The rise of personal cell phones led to the rise of spam text messages. It’s no longer uncommon to get at least one or two spam texts a week, or more. Text message spammers know we are almost always on our cellphones and they think we are only one tap away from making their scheme work.

History of Spam Messages

In the past it was difficult for spammers to get directly at a person, however, with personal cell phones spammers can reach almost anyone, anywhere.

When the phone became a part of everyday life in the home, so did getting telemarketing calls. Now spam marketers have moved to where most of us spend the majority of our free time, our cellphones. With a cellphone, you are essentially reachable anywhere at any time.

In addition to spam calls and text messages, there are also calls and messages that are complete scams. In the past, a scammer would have to tease the information from you over the phone. But now, they can send a spam text that simply by tapping on a link downloads malicious software on your phone. After this is complete, within seconds, the scammer has full access to any personal information stored on your phone.

Who gets spam?

Lots of people get spam text messages. It’s almost impossible not to. The reason? 98 percent of just young adults alone can receive a text message. For other segments of society the numbers aren’t quite as high, but they are astounding. And if you can receive it, a spammer will send it. For the actual scammers, it’s just becoming another way for them to reach you. And the trouble is we perceive our cell phones as secure because they are with us all the time. However, they are anything but secure.

Personal information on your cell phone

We give out and store a lot of personal information on our cellphones. Most of the time without even thinking about it. Think about your cell phone right now. Your exercise app has your information, your bank app has your information, your social apps have your information, your shopping app has your information, and your maps have your exact location nearly 24 hours a day. Even your food apps have some sort of your personal information on them. Most have your age (for legality purposes). Some have much more than that.

Your exercise app has your age, weight, height, activity level, and even sometimes the type of food you eat. Your bank app has your social security number, date of birth, and full legal name; not to mention your actual bank account numbers and balances. Your social app has your date of birth, name, and hosts of your interests that it tracks nearly non-stop. Your shopping app has your credit card numbers and your typical shopping habits. And if they get into your email, you’re going to be in a world of hurt. Moral of the story there is a lot of information that’s easily accessible on your cell phone especially if you keep yourself logged in to your apps.

The point here is not to freak you out, but to make you aware of all the personal information up for grabs on your phone. If you were to engage with the wrong spam text message, all of this personal information can be passed along.

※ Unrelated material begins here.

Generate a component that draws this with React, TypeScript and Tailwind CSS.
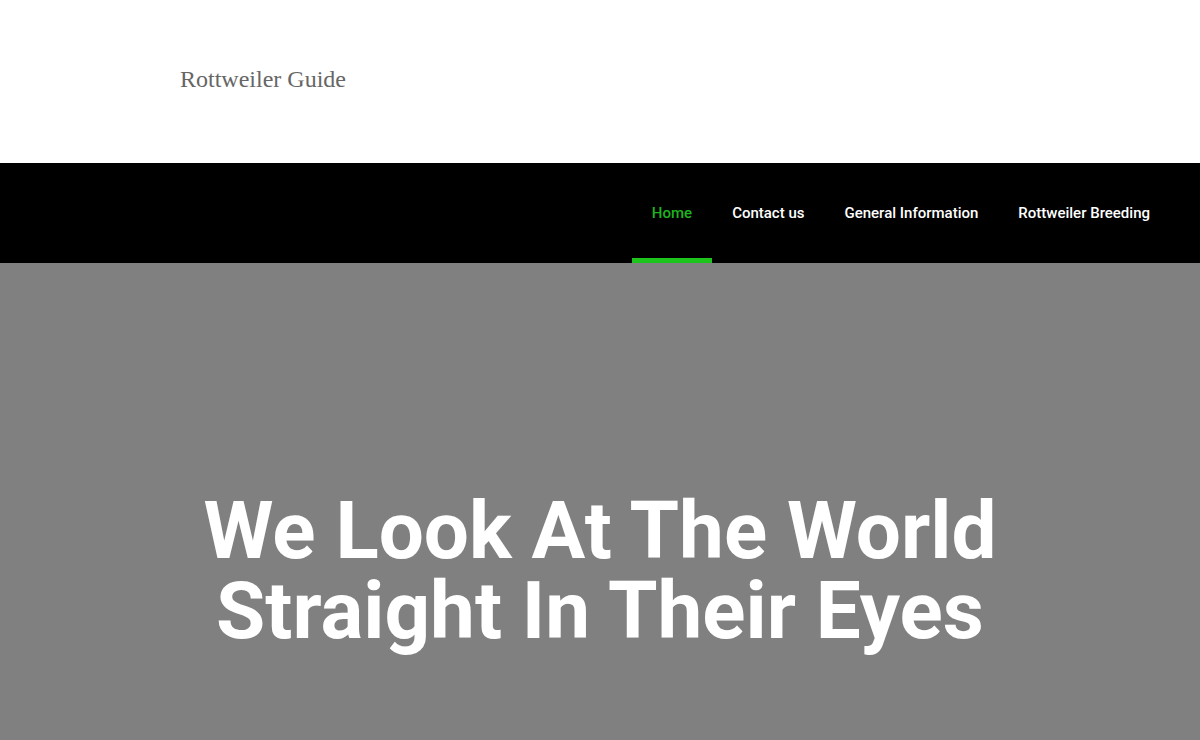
const NAV = ["Home", "Contact us", "General Information", "Rottweiler Breeding"];

export default function App() {
  return (
    <div className="min-h-screen bg-white font-['Roboto',sans-serif]">
      <header className="h-[163px] bg-white">
        <div className="pl-[180px] pt-[64px]">
          <a
            href="/"
            className="font-['Liberation_Serif',serif] text-[24px] leading-[30px] text-[#666666]"
          >
            Rottweiler Guide
          </a>
        </div>
      </header>

      <nav className="h-[100px] bg-black flex justify-end pr-[30px]">
        {NAV.map((item, i) => (
          <a
            key={item}
            href="#"
            className={
              i === 0
                ? "relative flex items-start pt-[40px] px-[20px] text-[15px] font-medium text-[#1fb51f]"
                : "relative flex items-start pt-[40px] px-[20px] text-[15px] font-medium text-white"
            }
          >
            <span className="leading-[20px]">{item}</span>
            {i === 0 && <span className="absolute left-0 right-0 bottom-0 h-[5px] bg-[#1cc41c]" />}
          </a>
        ))}
      </nav>

      <section className="h-[477px] bg-[#808080] flex flex-col items-center pt-[228px]">
        <h1 className="text-center text-[80px] leading-[80px] font-bold text-white">
          We Look At The World
          <br />
          Straight In Their Eyes
        </h1>
      </section>
    </div>
  );
}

So, what can you do? Well stay vigilant.

What to do if you receive a spam text

The FTC has guidelines on dealing with spam text messages. The most important is to not engage with spam texts. Report the text message to your carrier and then delete it from your phone. In addition, you can place your cell phone number on the National Do Not Call Registry and report the spam text directly to the FTC.

How to market with text messaging the right way

Now that you know what a spam text is, it’s your job as a marketer to make sure your marketing efforts aren’t spamming consumers. Even if your text message marketing looks like a spam text, you could end up being reported to multiple carriers, even the FTC. And the greatest hindrance of all, you won’t engage with anyone.

According to the FTC, if a text message is unsolicited, it’s illegal. In other words, the person or company sending the text needs to have the consumers permission to send text messages to them. TextSanity helps you keep your sanity when getting consumers permission for sending mass text messages and actually engaging with your audience.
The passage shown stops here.